JM: Did you apply for any grants?

BK: We did not apply for grants. Lesson learned there – funding takes time. If you want to go that route you need to plan in advance.

We also found that a lot of grants wanted to see at least one previously completed work, which we didn’t have at the time. So part of making Burn The Tapes was about opening ourselves up to grants or other funding streams for future projects.

JM: Did you have a budget in mind at the outset or were you hoping to get most of the film done for free?

Jillian Gora (JG): At the very beginning I don’t think we really had an understanding of what it would take to make this film, financially, so we didn’t put a budget together per say.

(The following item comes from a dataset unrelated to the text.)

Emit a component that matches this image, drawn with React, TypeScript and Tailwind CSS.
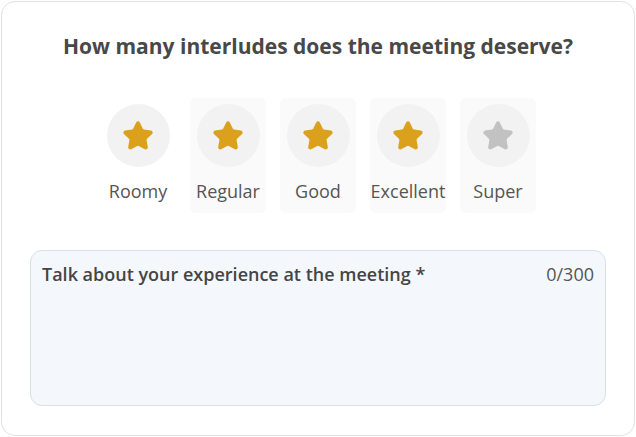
import React from "react";

const Star = ({ color }: { color: string }) => (
  <svg width="32" height="32" viewBox="0 0 24 24" fill={color} stroke={color} strokeWidth="2" strokeLinejoin="round" strokeLinecap="round">
    <path d="M11.525 2.295a.53.53 0 0 1 .95 0l2.31 4.679a2.123 2.123 0 0 0 1.595 1.16l5.166.756a.53.53 0 0 1 .294.904l-3.736 3.638a2.123 2.123 0 0 0-.611 1.878l.882 5.14a.53.53 0 0 1-.771.56l-4.618-2.428a2.122 2.122 0 0 0-1.973 0L6.396 21.01a.53.53 0 0 1-.77-.56l.881-5.139a2.122 2.122 0 0 0-.611-1.879L2.16 9.795a.53.53 0 0 1 .294-.906l5.165-.755a2.122 2.122 0 0 0 1.597-1.16z" />
  </svg>
);

const items = [
  { label: "Roomy", on: true, bg: false },
  { label: "Regular", on: true, bg: true },
  { label: "Good", on: true, bg: true },
  { label: "Excellent", on: true, bg: true },
  { label: "Super", on: false, bg: true },
];

export default function App() {
  return (
    <div className="p-px" style={{ fontFamily: '"Open Sans", "Noto Sans", sans-serif' }}>
      <div className="w-[634px] h-[435px] rounded-[14px] border border-[#e2e2e2] bg-white px-[28px] pt-[30px] flex flex-col">
        <h1 className="text-center text-[21px] leading-[28px] font-bold text-[#484848]">
          How many interludes does the meeting deserve?
        </h1>
        <div className="mt-[38px] flex justify-center gap-[14px]">
          {items.map((it) => (
            <div
              key={it.label}
              className={`w-[76px] h-[115px] rounded-[6px] flex flex-col items-center pt-[6px] ${it.bg ? "bg-[#fafafa]" : ""}`}
            >
              <div className="w-[63px] h-[63px] rounded-full bg-[#f2f2f2] flex items-center justify-center">
                <Star color={it.on ? "#dba11c" : "#c2c2c2"} />
              </div>
              <div className="mt-[12px] text-[18px] leading-[24px] text-[#555555] whitespace-nowrap">{it.label}</div>
            </div>
          ))}
        </div>
        <div className="mt-[37px] h-[156px] rounded-[12px] border border-[#dcdfe3] bg-[#f4f8fc] px-[11px] pt-[11px] flex justify-between items-start">
          <span className="text-[18px] leading-[24px] font-semibold text-[#454545]">
            Talk about your experience at the meeting *
          </span>
          <span className="text-[18px] leading-[24px] text-[#555555]">0/300</span>
        </div>
      </div>
    </div>
  );
}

We were prepared to spend some money on things like equipment, food, makeup and space (for example, renting a location to hold auditions) but yes, we were hoping to find cast and crew members who would be motivated by something other than money (having a short in their reel, gaining exposure, etc.).

Since we weren’t paying people, we made very sure to follow through on the promises we made to them – namely that we’d do our best to get exposure for the film and that we’d submit it to festivals.

We were also very conscious of their time and did our best to be as prepared as possible so that we didn’t have to ask them to work more than what they had agreed to. Oh, and we didn’t skimp on the essentials – like food – during production.

JM: Since you got your DoP for free, did you think you might be able to get more of your cast and crew to work that way too?

JG: Yes, definitely.

We were very honest and up front about that so we never had trouble finding people who were excited about the film despite not getting paid.

For example, when I reached out to our DoP, I clearly stated that we did not intend to pay whomever came on board, and we did the same with the casting call. We made sure to set expectations properly so that we didn’t need to have any awkward conversations later on.